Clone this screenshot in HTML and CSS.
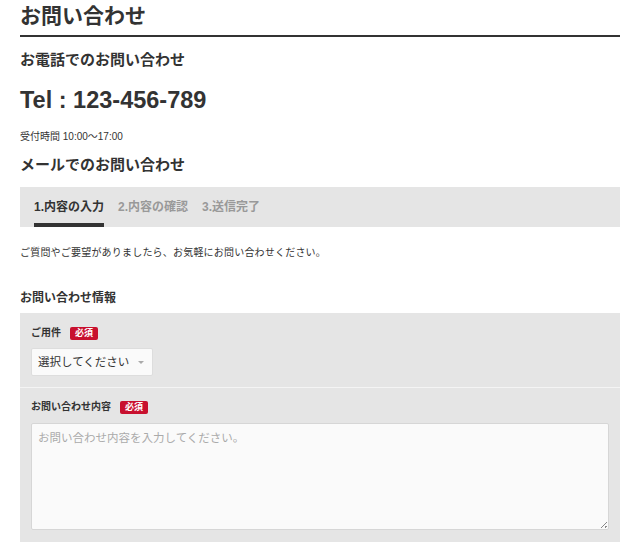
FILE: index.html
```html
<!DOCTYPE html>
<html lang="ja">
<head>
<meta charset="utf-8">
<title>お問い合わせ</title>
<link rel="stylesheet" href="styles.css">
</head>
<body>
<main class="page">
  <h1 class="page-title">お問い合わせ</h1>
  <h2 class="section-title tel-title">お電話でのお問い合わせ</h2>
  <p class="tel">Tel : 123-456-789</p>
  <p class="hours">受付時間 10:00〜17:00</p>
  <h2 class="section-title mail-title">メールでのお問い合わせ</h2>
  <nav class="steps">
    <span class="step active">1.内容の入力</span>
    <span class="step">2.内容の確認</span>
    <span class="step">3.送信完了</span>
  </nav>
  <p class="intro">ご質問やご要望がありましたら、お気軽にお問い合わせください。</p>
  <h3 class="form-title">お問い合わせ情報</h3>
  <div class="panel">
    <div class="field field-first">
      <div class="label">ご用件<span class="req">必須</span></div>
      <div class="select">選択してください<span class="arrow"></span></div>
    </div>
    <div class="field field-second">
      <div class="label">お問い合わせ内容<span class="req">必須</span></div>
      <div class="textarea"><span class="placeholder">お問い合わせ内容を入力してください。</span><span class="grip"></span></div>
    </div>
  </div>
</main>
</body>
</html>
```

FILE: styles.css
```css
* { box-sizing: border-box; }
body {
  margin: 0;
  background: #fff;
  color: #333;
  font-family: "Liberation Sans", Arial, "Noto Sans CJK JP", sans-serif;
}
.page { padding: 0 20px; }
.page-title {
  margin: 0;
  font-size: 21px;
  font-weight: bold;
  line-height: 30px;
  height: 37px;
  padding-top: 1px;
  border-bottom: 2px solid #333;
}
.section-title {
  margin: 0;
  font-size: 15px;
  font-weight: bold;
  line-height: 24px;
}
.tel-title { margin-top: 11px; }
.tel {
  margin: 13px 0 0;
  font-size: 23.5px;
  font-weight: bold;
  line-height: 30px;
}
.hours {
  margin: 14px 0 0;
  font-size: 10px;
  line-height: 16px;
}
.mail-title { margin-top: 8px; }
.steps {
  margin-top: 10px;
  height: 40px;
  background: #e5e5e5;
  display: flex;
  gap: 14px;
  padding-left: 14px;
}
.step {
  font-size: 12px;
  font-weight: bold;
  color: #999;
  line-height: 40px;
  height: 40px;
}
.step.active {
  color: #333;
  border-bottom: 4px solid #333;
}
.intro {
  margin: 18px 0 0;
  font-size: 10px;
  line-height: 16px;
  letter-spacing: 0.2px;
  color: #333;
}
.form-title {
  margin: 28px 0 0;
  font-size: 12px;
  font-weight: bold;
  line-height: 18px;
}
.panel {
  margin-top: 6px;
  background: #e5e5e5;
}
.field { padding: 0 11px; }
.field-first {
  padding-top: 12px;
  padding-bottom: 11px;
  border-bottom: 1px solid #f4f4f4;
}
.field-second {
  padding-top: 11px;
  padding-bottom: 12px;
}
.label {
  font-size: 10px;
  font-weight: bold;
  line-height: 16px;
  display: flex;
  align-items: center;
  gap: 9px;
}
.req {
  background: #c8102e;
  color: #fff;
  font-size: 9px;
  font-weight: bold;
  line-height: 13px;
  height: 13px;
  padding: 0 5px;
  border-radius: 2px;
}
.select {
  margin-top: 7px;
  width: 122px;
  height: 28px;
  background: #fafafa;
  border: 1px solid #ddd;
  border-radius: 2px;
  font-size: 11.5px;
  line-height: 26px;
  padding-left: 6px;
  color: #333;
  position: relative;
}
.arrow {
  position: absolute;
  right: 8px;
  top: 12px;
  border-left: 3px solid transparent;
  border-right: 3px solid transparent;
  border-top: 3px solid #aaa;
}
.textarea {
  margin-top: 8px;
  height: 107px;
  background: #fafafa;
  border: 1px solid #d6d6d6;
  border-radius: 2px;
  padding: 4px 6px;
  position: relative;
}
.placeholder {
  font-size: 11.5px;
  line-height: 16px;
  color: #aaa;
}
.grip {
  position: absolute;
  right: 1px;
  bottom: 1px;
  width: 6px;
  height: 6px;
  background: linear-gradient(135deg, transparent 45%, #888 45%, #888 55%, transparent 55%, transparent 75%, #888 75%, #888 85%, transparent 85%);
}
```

» **What is needed**: Reproduce the whole listing word for word, setting aside any pictures.

» **Task solution**:
Clone this screenshot in HTML and CSS.
FILE: index.html
```html
<!DOCTYPE html>
<html lang="ja">
<head>
<meta charset="utf-8">
<title>お問い合わせ</title>
<link rel="stylesheet" href="styles.css">
</head>
<body>
<main class="page">
  <h1 class="page-title">お問い合わせ</h1>
  <h2 class="section-title tel-title">お電話でのお問い合わせ</h2>
  <p class="tel">Tel : 123-456-789</p>
  <p class="hours">受付時間 10:00〜17:00</p>
  <h2 class="section-title mail-title">メールでのお問い合わせ</h2>
  <nav class="steps">
    <span class="step active">1.内容の入力</span>
    <span class="step">2.内容の確認</span>
    <span class="step">3.送信完了</span>
  </nav>
  <p class="intro">ご質問やご要望がありましたら、お気軽にお問い合わせください。</p>
  <h3 class="form-title">お問い合わせ情報</h3>
  <div class="panel">
    <div class="field field-first">
      <div class="label">ご用件<span class="req">必須</span></div>
      <div class="select">選択してください<span class="arrow"></span></div>
    </div>
    <div class="field field-second">
      <div class="label">お問い合わせ内容<span class="req">必須</span></div>
      <div class="textarea"><span class="placeholder">お問い合わせ内容を入力してください。</span><span class="grip"></span></div>
    </div>
  </div>
</main>
</body>
</html>
```

FILE: styles.css
```css
* { box-sizing: border-box; }
body {
  margin: 0;
  background: #fff;
  color: #333;
  font-family: "Liberation Sans", Arial, "Noto Sans CJK JP", sans-serif;
}
.page { padding: 0 20px; }
.page-title {
  margin: 0;
  font-size: 21px;
  font-weight: bold;
  line-height: 30px;
  height: 37px;
  padding-top: 1px;
  border-bottom: 2px solid #333;
}
.section-title {
  margin: 0;
  font-size: 15px;
  font-weight: bold;
  line-height: 24px;
}
.tel-title { margin-top: 11px; }
.tel {
  margin: 13px 0 0;
  font-size: 23.5px;
  font-weight: bold;
  line-height: 30px;
}
.hours {
  margin: 14px 0 0;
  font-size: 10px;
  line-height: 16px;
}
.mail-title { margin-top: 8px; }
.steps {
  margin-top: 10px;
  height: 40px;
  background: #e5e5e5;
  display: flex;
  gap: 14px;
  padding-left: 14px;
}
.step {
  font-size: 12px;
  font-weight: bold;
  color: #999;
  line-height: 40px;
  height: 40px;
}
.step.active {
  color: #333;
  border-bottom: 4px solid #333;
}
.intro {
  margin: 18px 0 0;
  font-size: 10px;
  line-height: 16px;
  letter-spacing: 0.2px;
  color: #333;
}
.form-title {
  margin: 28px 0 0;
  font-size: 12px;
  font-weight: bold;
  line-height: 18px;
}
.panel {
  margin-top: 6px;
  background: #e5e5e5;
}
.field { padding: 0 11px; }
.field-first {
  padding-top: 12px;
  padding-bottom: 11px;
  border-bottom: 1px solid #f4f4f4;
}
.field-second {
  padding-top: 11px;
  padding-bottom: 12px;
}
.label {
  font-size: 10px;
  font-weight: bold;
  line-height: 16px;
  display: flex;
  align-items: center;
  gap: 9px;
}
.req {
  background: #c8102e;
  color: #fff;
  font-size: 9px;
  font-weight: bold;
  line-height: 13px;
  height: 13px;
  padding: 0 5px;
  border-radius: 2px;
}
.select {
  margin-top: 7px;
  width: 122px;
  height: 28px;
  background: #fafafa;
  border: 1px solid #ddd;
  border-radius: 2px;
  font-size: 11.5px;
  line-height: 26px;
  padding-left: 6px;
  color: #333;
  position: relative;
}
.arrow {
  position: absolute;
  right: 8px;
  top: 12px;
  border-left: 3px solid transparent;
  border-right: 3px solid transparent;
  border-top: 3px solid #aaa;
}
.textarea {
  margin-top: 8px;
  height: 107px;
  background: #fafafa;
  border: 1px solid #d6d6d6;
  border-radius: 2px;
  padding: 4px 6px;
  position: relative;
}
.placeholder {
  font-size: 11.5px;
  line-height: 16px;
  color: #aaa;
}
.grip {
  position: absolute;
  right: 1px;
  bottom: 1px;
  width: 6px;
  height: 6px;
  background: linear-gradient(135deg, transparent 45%, #888 45%, #888 55%, transparent 55%, transparent 75%, #888 75%, #888 85%, transparent 85%);
}
```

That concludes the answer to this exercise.